[Your objective]:
Provide the data again in its entirety, exactly as given.

[Data segment]:
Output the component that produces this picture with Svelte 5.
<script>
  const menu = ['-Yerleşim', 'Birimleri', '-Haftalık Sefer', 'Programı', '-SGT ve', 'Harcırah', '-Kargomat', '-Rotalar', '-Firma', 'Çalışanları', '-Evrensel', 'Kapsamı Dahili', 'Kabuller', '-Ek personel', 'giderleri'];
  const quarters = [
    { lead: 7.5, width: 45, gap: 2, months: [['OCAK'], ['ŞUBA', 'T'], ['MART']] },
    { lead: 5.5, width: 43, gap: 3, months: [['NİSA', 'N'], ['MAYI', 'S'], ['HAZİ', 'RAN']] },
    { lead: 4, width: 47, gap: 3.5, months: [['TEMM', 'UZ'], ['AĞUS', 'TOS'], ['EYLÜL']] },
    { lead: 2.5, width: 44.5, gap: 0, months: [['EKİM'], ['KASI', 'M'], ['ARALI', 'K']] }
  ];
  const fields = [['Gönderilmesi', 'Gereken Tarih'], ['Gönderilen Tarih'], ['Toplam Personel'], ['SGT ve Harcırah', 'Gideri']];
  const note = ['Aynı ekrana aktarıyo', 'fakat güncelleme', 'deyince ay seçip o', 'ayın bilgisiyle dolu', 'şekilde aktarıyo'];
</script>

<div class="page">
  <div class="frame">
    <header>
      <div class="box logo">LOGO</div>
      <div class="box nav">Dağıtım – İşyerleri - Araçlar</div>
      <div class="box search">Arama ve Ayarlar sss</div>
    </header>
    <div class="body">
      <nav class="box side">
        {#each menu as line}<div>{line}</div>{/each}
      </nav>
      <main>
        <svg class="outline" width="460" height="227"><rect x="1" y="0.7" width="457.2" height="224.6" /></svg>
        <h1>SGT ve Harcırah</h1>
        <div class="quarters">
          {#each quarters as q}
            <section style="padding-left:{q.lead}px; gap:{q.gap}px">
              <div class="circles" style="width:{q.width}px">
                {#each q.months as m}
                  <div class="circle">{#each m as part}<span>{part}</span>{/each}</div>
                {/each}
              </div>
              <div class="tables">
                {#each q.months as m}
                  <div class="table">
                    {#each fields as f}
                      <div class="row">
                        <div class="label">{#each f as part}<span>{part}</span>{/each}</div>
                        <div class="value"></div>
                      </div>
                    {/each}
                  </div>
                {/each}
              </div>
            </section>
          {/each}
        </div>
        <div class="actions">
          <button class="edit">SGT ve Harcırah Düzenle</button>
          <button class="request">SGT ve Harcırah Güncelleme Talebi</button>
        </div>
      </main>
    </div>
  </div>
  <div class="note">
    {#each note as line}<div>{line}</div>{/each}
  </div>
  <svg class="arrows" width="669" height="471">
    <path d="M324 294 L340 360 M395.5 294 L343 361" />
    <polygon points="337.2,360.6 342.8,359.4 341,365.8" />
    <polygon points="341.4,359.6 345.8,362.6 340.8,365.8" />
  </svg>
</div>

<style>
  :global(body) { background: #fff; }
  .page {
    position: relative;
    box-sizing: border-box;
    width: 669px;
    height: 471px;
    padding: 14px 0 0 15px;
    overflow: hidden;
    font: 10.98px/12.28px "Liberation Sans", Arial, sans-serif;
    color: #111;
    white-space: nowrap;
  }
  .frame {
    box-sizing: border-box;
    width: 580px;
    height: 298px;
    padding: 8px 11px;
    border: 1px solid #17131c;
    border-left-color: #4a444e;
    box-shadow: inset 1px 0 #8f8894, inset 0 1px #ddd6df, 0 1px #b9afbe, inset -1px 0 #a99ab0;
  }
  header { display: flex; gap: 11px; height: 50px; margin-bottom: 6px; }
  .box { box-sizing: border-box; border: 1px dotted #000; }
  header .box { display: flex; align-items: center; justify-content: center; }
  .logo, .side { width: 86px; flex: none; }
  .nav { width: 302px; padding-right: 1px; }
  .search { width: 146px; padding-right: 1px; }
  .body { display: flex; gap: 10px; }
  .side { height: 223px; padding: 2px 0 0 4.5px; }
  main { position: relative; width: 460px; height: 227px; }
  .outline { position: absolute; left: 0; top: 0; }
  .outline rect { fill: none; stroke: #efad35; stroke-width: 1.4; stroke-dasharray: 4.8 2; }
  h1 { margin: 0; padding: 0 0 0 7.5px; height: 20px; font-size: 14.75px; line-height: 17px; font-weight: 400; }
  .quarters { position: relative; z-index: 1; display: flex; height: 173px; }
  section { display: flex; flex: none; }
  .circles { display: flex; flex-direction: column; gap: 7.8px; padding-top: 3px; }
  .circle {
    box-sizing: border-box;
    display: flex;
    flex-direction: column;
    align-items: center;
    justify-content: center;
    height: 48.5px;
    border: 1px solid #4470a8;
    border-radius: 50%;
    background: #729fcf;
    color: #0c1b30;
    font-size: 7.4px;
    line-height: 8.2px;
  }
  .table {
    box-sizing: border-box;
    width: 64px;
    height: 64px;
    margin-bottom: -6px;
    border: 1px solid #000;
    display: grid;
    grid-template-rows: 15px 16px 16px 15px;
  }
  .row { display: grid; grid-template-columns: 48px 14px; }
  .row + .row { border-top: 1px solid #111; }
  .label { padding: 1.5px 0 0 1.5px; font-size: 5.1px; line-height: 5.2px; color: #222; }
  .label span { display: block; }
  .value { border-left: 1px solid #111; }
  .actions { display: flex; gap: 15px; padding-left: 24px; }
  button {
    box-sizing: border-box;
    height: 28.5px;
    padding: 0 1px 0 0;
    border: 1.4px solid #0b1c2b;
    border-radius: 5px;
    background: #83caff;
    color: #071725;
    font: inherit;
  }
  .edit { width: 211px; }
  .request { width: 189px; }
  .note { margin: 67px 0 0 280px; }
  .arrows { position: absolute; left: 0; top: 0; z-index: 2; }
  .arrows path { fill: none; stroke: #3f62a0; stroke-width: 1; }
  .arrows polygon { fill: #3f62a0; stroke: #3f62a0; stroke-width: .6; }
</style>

[Solved problem]:
Output the component that produces this picture with Svelte 5.
<script>
  const menu = ['-Yerleşim', 'Birimleri', '-Haftalık Sefer', 'Programı', '-SGT ve', 'Harcırah', '-Kargomat', '-Rotalar', '-Firma', 'Çalışanları', '-Evrensel', 'Kapsamı Dahili', 'Kabuller', '-Ek personel', 'giderleri'];
  const quarters = [
    { lead: 7.5, width: 45, gap: 2, months: [['OCAK'], ['ŞUBA', 'T'], ['MART']] },
    { lead: 5.5, width: 43, gap: 3, months: [['NİSA', 'N'], ['MAYI', 'S'], ['HAZİ', 'RAN']] },
    { lead: 4, width: 47, gap: 3.5, months: [['TEMM', 'UZ'], ['AĞUS', 'TOS'], ['EYLÜL']] },
    { lead: 2.5, width: 44.5, gap: 0, months: [['EKİM'], ['KASI', 'M'], ['ARALI', 'K']] }
  ];
  const fields = [['Gönderilmesi', 'Gereken Tarih'], ['Gönderilen Tarih'], ['Toplam Personel'], ['SGT ve Harcırah', 'Gideri']];
  const note = ['Aynı ekrana aktarıyo', 'fakat güncelleme', 'deyince ay seçip o', 'ayın bilgisiyle dolu', 'şekilde aktarıyo'];
</script>

<div class="page">
  <div class="frame">
    <header>
      <div class="box logo">LOGO</div>
      <div class="box nav">Dağıtım – İşyerleri - Araçlar</div>
      <div class="box search">Arama ve Ayarlar sss</div>
    </header>
    <div class="body">
      <nav class="box side">
        {#each menu as line}<div>{line}</div>{/each}
      </nav>
      <main>
        <svg class="outline" width="460" height="227"><rect x="1" y="0.7" width="457.2" height="224.6" /></svg>
        <h1>SGT ve Harcırah</h1>
        <div class="quarters">
          {#each quarters as q}
            <section style="padding-left:{q.lead}px; gap:{q.gap}px">
              <div class="circles" style="width:{q.width}px">
                {#each q.months as m}
                  <div class="circle">{#each m as part}<span>{part}</span>{/each}</div>
                {/each}
              </div>
              <div class="tables">
                {#each q.months as m}
                  <div class="table">
                    {#each fields as f}
                      <div class="row">
                        <div class="label">{#each f as part}<span>{part}</span>{/each}</div>
                        <div class="value"></div>
                      </div>
                    {/each}
                  </div>
                {/each}
              </div>
            </section>
          {/each}
        </div>
        <div class="actions">
          <button class="edit">SGT ve Harcırah Düzenle</button>
          <button class="request">SGT ve Harcırah Güncelleme Talebi</button>
        </div>
      </main>
    </div>
  </div>
  <div class="note">
    {#each note as line}<div>{line}</div>{/each}
  </div>
  <svg class="arrows" width="669" height="471">
    <path d="M324 294 L340 360 M395.5 294 L343 361" />
    <polygon points="337.2,360.6 342.8,359.4 341,365.8" />
    <polygon points="341.4,359.6 345.8,362.6 340.8,365.8" />
  </svg>
</div>

<style>
  :global(body) { background: #fff; }
  .page {
    position: relative;
    box-sizing: border-box;
    width: 669px;
    height: 471px;
    padding: 14px 0 0 15px;
    overflow: hidden;
    font: 10.98px/12.28px "Liberation Sans", Arial, sans-serif;
    color: #111;
    white-space: nowrap;
  }
  .frame {
    box-sizing: border-box;
    width: 580px;
    height: 298px;
    padding: 8px 11px;
    border: 1px solid #17131c;
    border-left-color: #4a444e;
    box-shadow: inset 1px 0 #8f8894, inset 0 1px #ddd6df, 0 1px #b9afbe, inset -1px 0 #a99ab0;
  }
  header { display: flex; gap: 11px; height: 50px; margin-bottom: 6px; }
  .box { box-sizing: border-box; border: 1px dotted #000; }
  header .box { display: flex; align-items: center; justify-content: center; }
  .logo, .side { width: 86px; flex: none; }
  .nav { width: 302px; padding-right: 1px; }
  .search { width: 146px; padding-right: 1px; }
  .body { display: flex; gap: 10px; }
  .side { height: 223px; padding: 2px 0 0 4.5px; }
  main { position: relative; width: 460px; height: 227px; }
  .outline { position: absolute; left: 0; top: 0; }
  .outline rect { fill: none; stroke: #efad35; stroke-width: 1.4; stroke-dasharray: 4.8 2; }
  h1 { margin: 0; padding: 0 0 0 7.5px; height: 20px; font-size: 14.75px; line-height: 17px; font-weight: 400; }
  .quarters { position: relative; z-index: 1; display: flex; height: 173px; }
  section { display: flex; flex: none; }
  .circles { display: flex; flex-direction: column; gap: 7.8px; padding-top: 3px; }
  .circle {
    box-sizing: border-box;
    display: flex;
    flex-direction: column;
    align-items: center;
    justify-content: center;
    height: 48.5px;
    border: 1px solid #4470a8;
    border-radius: 50%;
    background: #729fcf;
    color: #0c1b30;
    font-size: 7.4px;
    line-height: 8.2px;
  }
  .table {
    box-sizing: border-box;
    width: 64px;
    height: 64px;
    margin-bottom: -6px;
    border: 1px solid #000;
    display: grid;
    grid-template-rows: 15px 16px 16px 15px;
  }
  .row { display: grid; grid-template-columns: 48px 14px; }
  .row + .row { border-top: 1px solid #111; }
  .label { padding: 1.5px 0 0 1.5px; font-size: 5.1px; line-height: 5.2px; color: #222; }
  .label span { display: block; }
  .value { border-left: 1px solid #111; }
  .actions { display: flex; gap: 15px; padding-left: 24px; }
  button {
    box-sizing: border-box;
    height: 28.5px;
    padding: 0 1px 0 0;
    border: 1.4px solid #0b1c2b;
    border-radius: 5px;
    background: #83caff;
    color: #071725;
    font: inherit;
  }
  .edit { width: 211px; }
  .request { width: 189px; }
  .note { margin: 67px 0 0 280px; }
  .arrows { position: absolute; left: 0; top: 0; z-index: 2; }
  .arrows path { fill: none; stroke: #3f62a0; stroke-width: 1; }
  .arrows polygon { fill: #3f62a0; stroke: #3f62a0; stroke-width: .6; }
</style>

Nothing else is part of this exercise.